:: EXERCISE DETAILS ::
Each record below is to be copied word for word, with pictures removed.

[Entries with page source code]

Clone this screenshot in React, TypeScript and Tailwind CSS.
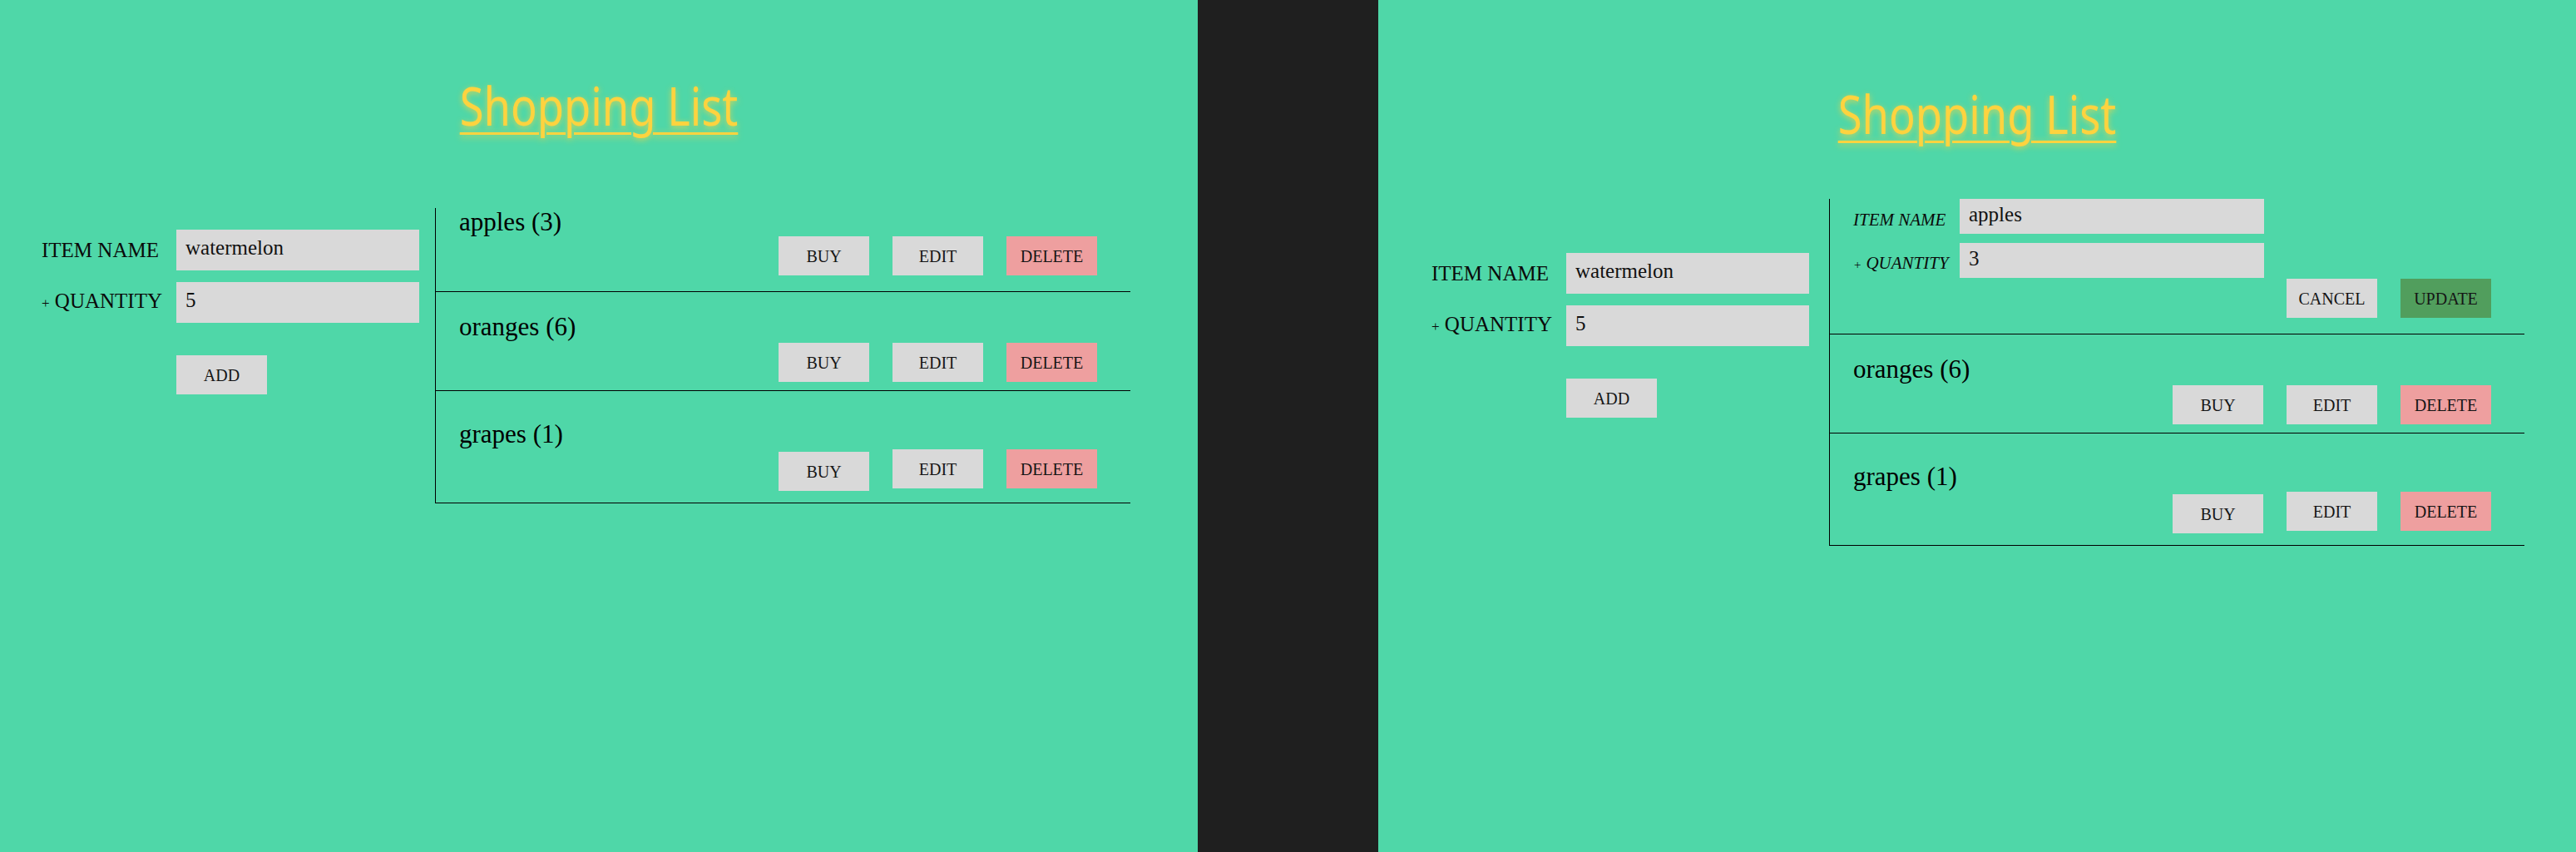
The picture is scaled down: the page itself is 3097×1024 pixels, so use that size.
import React from 'react';

type Item = { name: string; qty: number };

const items: Item[] = [
  { name: 'apples', qty: 3 },
  { name: 'oranges', qty: 6 },
  { name: 'grapes', qty: 1 },
];

const serif = "font-['Liberation_Serif','Times_New_Roman',serif]";
const btn = `w-[109px] h-[47px] text-[20px] leading-none text-[#151515] ${serif}`;

// per-row spacing taken from the screenshot
const rowPad = [
  { pad: 'pt-0 pb-[19px]', btns: 'mt-[1px]', buy: '' },
  { pad: 'pt-[25px] pb-[10px]', btns: 'mt-[3px]', buy: '' },
  { pad: 'pt-[35px] pb-[14px]', btns: 'mt-[2px]', buy: 'mt-[3px]' },
];

const Title = ({ top }: { top: string }) => (
  <h1 className={`${top} flex justify-center`}>
    <span className="inline-block origin-center scale-x-[0.82] font-['Noto_Sans',sans-serif] text-[64px] leading-[64px] text-[#fdd33f] underline decoration-[3px] underline-offset-[8px] [text-shadow:0_2px_8px_rgba(253,211,63,0.75)]">
      Shopping List
    </span>
  </h1>
);

const AddForm = ({ className }: { className: string }) => (
  <div className={`${className} flex flex-col ${serif}`}>
    <div className="flex items-center">
      <label className="w-[162px] text-[25px] leading-[30px] text-[#0a0a0a]">ITEM NAME</label>
      <input
        readOnly
        value="watermelon"
        className="w-[292px] h-[49px] bg-[#d9d9d9] pl-[11px] pb-[6px] text-[25px] text-[#111] outline-none"
      />
    </div>
    <div className="flex items-center mt-[14px]">
      <label className="w-[162px] text-[25px] leading-[30px] text-[#0a0a0a]">
        <span className="text-[17px]">+</span> QUANTITY
      </label>
      <input
        readOnly
        value="5"
        className="w-[292px] h-[49px] bg-[#d9d9d9] pl-[11px] pb-[6px] text-[25px] text-[#111] outline-none"
      />
    </div>
    <button className={`${btn} ml-[162px] mt-[39px] bg-[#d9d9d9]`}>ADD</button>
  </div>
);

const ItemRow = ({ item, i }: { item: Item; i: number }) => {
  const s = rowPad[i];
  return (
    <div className={`border-b border-black pl-[28px] ${s.pad} ${serif}`}>
      <div className="text-[31px] leading-[33px] text-black">
        {item.name} ({item.qty})
      </div>
      <div className={`${s.btns} flex items-start justify-end gap-[28px] pr-[40px]`}>
        <button className={`${btn} ${s.buy} bg-[#d9d9d9]`}>BUY</button>
        <button className={`${btn} bg-[#d9d9d9]`}>EDIT</button>
        <button className={`${btn} bg-[#ee9f9f]`}>DELETE</button>
      </div>
    </div>
  );
};

const EditRow = ({ item }: { item: Item }) => (
  <div className={`border-b border-black pl-[28px] pb-[19px] ${serif}`}>
    <div className="flex items-center">
      <label className="w-[128px] pt-[8px] text-[21px] italic leading-[24px] text-[#0a0a0a]">ITEM NAME</label>
      <input
        readOnly
        value={item.name}
        className="w-[366px] h-[42px] bg-[#d9d9d9] pl-[11px] pb-[5px] text-[25px] text-[#111] outline-none"
      />
    </div>
    <div className="flex items-center mt-[11px]">
      <label className="w-[128px] pt-[8px] text-[21px] italic leading-[24px] text-[#0a0a0a]">
        <span className="text-[15px]">+</span> QUANTITY
      </label>
      <input
        readOnly
        value={String(item.qty)}
        className="w-[366px] h-[42px] bg-[#d9d9d9] pl-[11px] pb-[5px] text-[25px] text-[#111] outline-none"
      />
    </div>
    <div className="mt-[1px] flex justify-end gap-[28px] pr-[40px]">
      <button className={`${btn} bg-[#d9d9d9]`}>CANCEL</button>
      <button className={`${btn} bg-[#519e5d]`}>UPDATE</button>
    </div>
  </div>
);

const Panel = ({ editing }: { editing: boolean }) => (
  <div className="h-full bg-[#4fd7a8] flex flex-col">
    <Title top={editing ? 'mt-[105px]' : 'mt-[95px]'} />
    <div className={`flex items-start ${editing ? 'mt-[70px]' : 'mt-[91px]'}`}>
      <AddForm className={editing ? 'pl-[64px] mt-[65px]' : 'pl-[50px] mt-[26px]'} />
      <div className={`w-[836px] border-l border-black ${editing ? 'ml-[24px]' : 'ml-[19px]'}`}>
        {items.map((item, i) =>
          editing && i === 0 ? (
            <EditRow key={item.name} item={item} />
          ) : (
            <ItemRow key={item.name} item={item} i={i} />
          )
        )}
      </div>
    </div>
  </div>
);

const App = () => {
  return (
    <div className="flex h-screen w-full">
      <div className="w-[1440px] shrink-0">
        <Panel editing={false} />
      </div>
      <div className="w-[217px] shrink-0 bg-[#1f1f1f]" />
      <div className="flex-1">
        <Panel editing={true} />
      </div>
    </div>
  );
};

export default App;
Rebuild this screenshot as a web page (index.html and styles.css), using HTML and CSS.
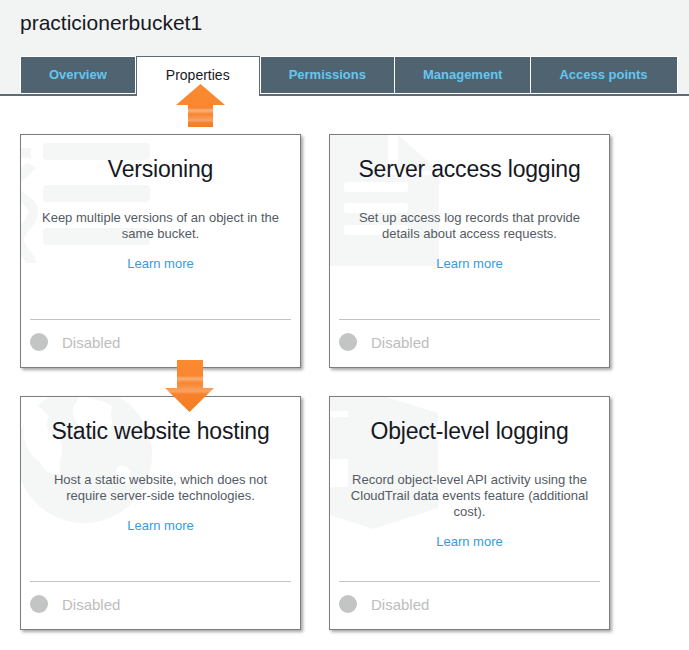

:: OUTPUT OF THE TASK ::
Clone this screenshot in React, TypeScript and Tailwind CSS.
The picture is scaled down: the page itself is 3097×1024 pixels, so use that size.
import React from 'react';

type Item = { name: string; qty: number };

const items: Item[] = [
  { name: 'apples', qty: 3 },
  { name: 'oranges', qty: 6 },
  { name: 'grapes', qty: 1 },
];

const serif = "font-['Liberation_Serif','Times_New_Roman',serif]";
const btn = `w-[109px] h-[47px] text-[20px] leading-none text-[#151515] ${serif}`;

// per-row spacing taken from the screenshot
const rowPad = [
  { pad: 'pt-0 pb-[19px]', btns: 'mt-[1px]', buy: '' },
  { pad: 'pt-[25px] pb-[10px]', btns: 'mt-[3px]', buy: '' },
  { pad: 'pt-[35px] pb-[14px]', btns: 'mt-[2px]', buy: 'mt-[3px]' },
];

const Title = ({ top }: { top: string }) => (
  <h1 className={`${top} flex justify-center`}>
    <span className="inline-block origin-center scale-x-[0.82] font-['Noto_Sans',sans-serif] text-[64px] leading-[64px] text-[#fdd33f] underline decoration-[3px] underline-offset-[8px] [text-shadow:0_2px_8px_rgba(253,211,63,0.75)]">
      Shopping List
    </span>
  </h1>
);

const AddForm = ({ className }: { className: string }) => (
  <div className={`${className} flex flex-col ${serif}`}>
    <div className="flex items-center">
      <label className="w-[162px] text-[25px] leading-[30px] text-[#0a0a0a]">ITEM NAME</label>
      <input
        readOnly
        value="watermelon"
        className="w-[292px] h-[49px] bg-[#d9d9d9] pl-[11px] pb-[6px] text-[25px] text-[#111] outline-none"
      />
    </div>
    <div className="flex items-center mt-[14px]">
      <label className="w-[162px] text-[25px] leading-[30px] text-[#0a0a0a]">
        <span className="text-[17px]">+</span> QUANTITY
      </label>
      <input
        readOnly
        value="5"
        className="w-[292px] h-[49px] bg-[#d9d9d9] pl-[11px] pb-[6px] text-[25px] text-[#111] outline-none"
      />
    </div>
    <button className={`${btn} ml-[162px] mt-[39px] bg-[#d9d9d9]`}>ADD</button>
  </div>
);

const ItemRow = ({ item, i }: { item: Item; i: number }) => {
  const s = rowPad[i];
  return (
    <div className={`border-b border-black pl-[28px] ${s.pad} ${serif}`}>
      <div className="text-[31px] leading-[33px] text-black">
        {item.name} ({item.qty})
      </div>
      <div className={`${s.btns} flex items-start justify-end gap-[28px] pr-[40px]`}>
        <button className={`${btn} ${s.buy} bg-[#d9d9d9]`}>BUY</button>
        <button className={`${btn} bg-[#d9d9d9]`}>EDIT</button>
        <button className={`${btn} bg-[#ee9f9f]`}>DELETE</button>
      </div>
    </div>
  );
};

const EditRow = ({ item }: { item: Item }) => (
  <div className={`border-b border-black pl-[28px] pb-[19px] ${serif}`}>
    <div className="flex items-center">
      <label className="w-[128px] pt-[8px] text-[21px] italic leading-[24px] text-[#0a0a0a]">ITEM NAME</label>
      <input
        readOnly
        value={item.name}
        className="w-[366px] h-[42px] bg-[#d9d9d9] pl-[11px] pb-[5px] text-[25px] text-[#111] outline-none"
      />
    </div>
    <div className="flex items-center mt-[11px]">
      <label className="w-[128px] pt-[8px] text-[21px] italic leading-[24px] text-[#0a0a0a]">
        <span className="text-[15px]">+</span> QUANTITY
      </label>
      <input
        readOnly
        value={String(item.qty)}
        className="w-[366px] h-[42px] bg-[#d9d9d9] pl-[11px] pb-[5px] text-[25px] text-[#111] outline-none"
      />
    </div>
    <div className="mt-[1px] flex justify-end gap-[28px] pr-[40px]">
      <button className={`${btn} bg-[#d9d9d9]`}>CANCEL</button>
      <button className={`${btn} bg-[#519e5d]`}>UPDATE</button>
    </div>
  </div>
);

const Panel = ({ editing }: { editing: boolean }) => (
  <div className="h-full bg-[#4fd7a8] flex flex-col">
    <Title top={editing ? 'mt-[105px]' : 'mt-[95px]'} />
    <div className={`flex items-start ${editing ? 'mt-[70px]' : 'mt-[91px]'}`}>
      <AddForm className={editing ? 'pl-[64px] mt-[65px]' : 'pl-[50px] mt-[26px]'} />
      <div className={`w-[836px] border-l border-black ${editing ? 'ml-[24px]' : 'ml-[19px]'}`}>
        {items.map((item, i) =>
          editing && i === 0 ? (
            <EditRow key={item.name} item={item} />
          ) : (
            <ItemRow key={item.name} item={item} i={i} />
          )
        )}
      </div>
    </div>
  </div>
);

const App = () => {
  return (
    <div className="flex h-screen w-full">
      <div className="w-[1440px] shrink-0">
        <Panel editing={false} />
      </div>
      <div className="w-[217px] shrink-0 bg-[#1f1f1f]" />
      <div className="flex-1">
        <Panel editing={true} />
      </div>
    </div>
  );
};

export default App;
Rebuild this screenshot as a web page (index.html and styles.css), using HTML and CSS.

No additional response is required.